I advise my <span class="person">brothers</span> to read—if they haven't already done
so—<span class="person">Turgenev's</span> <cite>"Hamlet and Don Quixote."</cite> You
won't understand it, my dear. If you want to read a book of travel that won't
bore you, read <span class="person">Gontcharov's</span>
<cite>"The Frigate Pallada."</cite>
</p>
<p>… I am going to bring with me a boarder who will pay twenty roubles a month and
live under our general supervision. Though even twenty roubles is not enough if
one considers the price of food in <span class="place">Moscow</span>
and <span class="person">mother's</span> weakness for feeding
boarders with righteous zeal. [Footnote: This letter was written by
<span class="person">Chekhov</span> when he was in the fifth
class of the <span class="place">Taganrog high school</span>.]</p>
</body>
</html>
The errors that we made deliberately in this tutorial are similar to those that we make by accident during real development. By building one small component at a time and testing frequently, we were able to find and correct our errors quickly.

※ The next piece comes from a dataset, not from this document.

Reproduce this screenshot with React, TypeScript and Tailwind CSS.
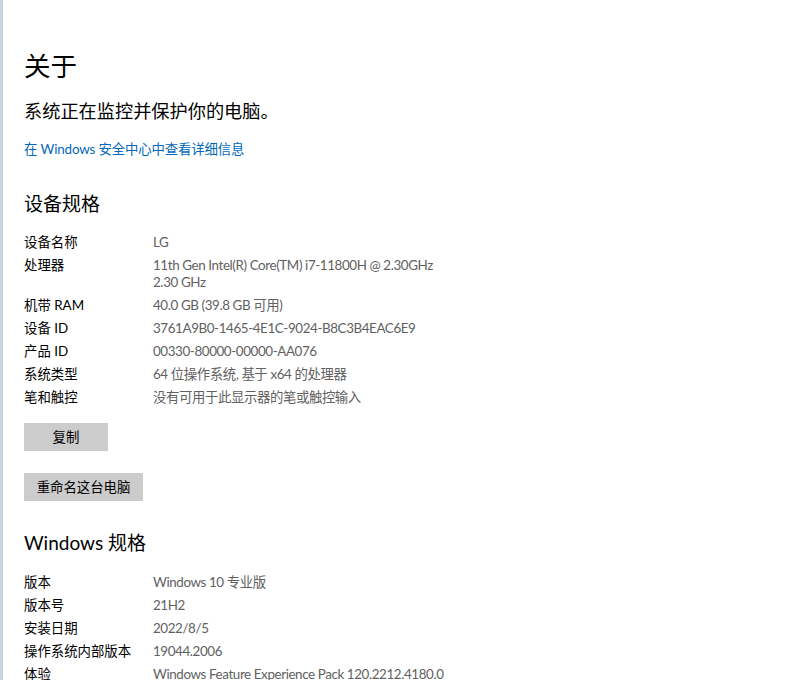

Testing frequently may seem like extra work, but that’s true only if you never make a mistake, and in our experience, your development process will be more robust and productive if you 1) make sure you can always read input and write output; 2) add functionality one step at a time, developing and testing in small cycles; 3) use stubs; and 4) document your code.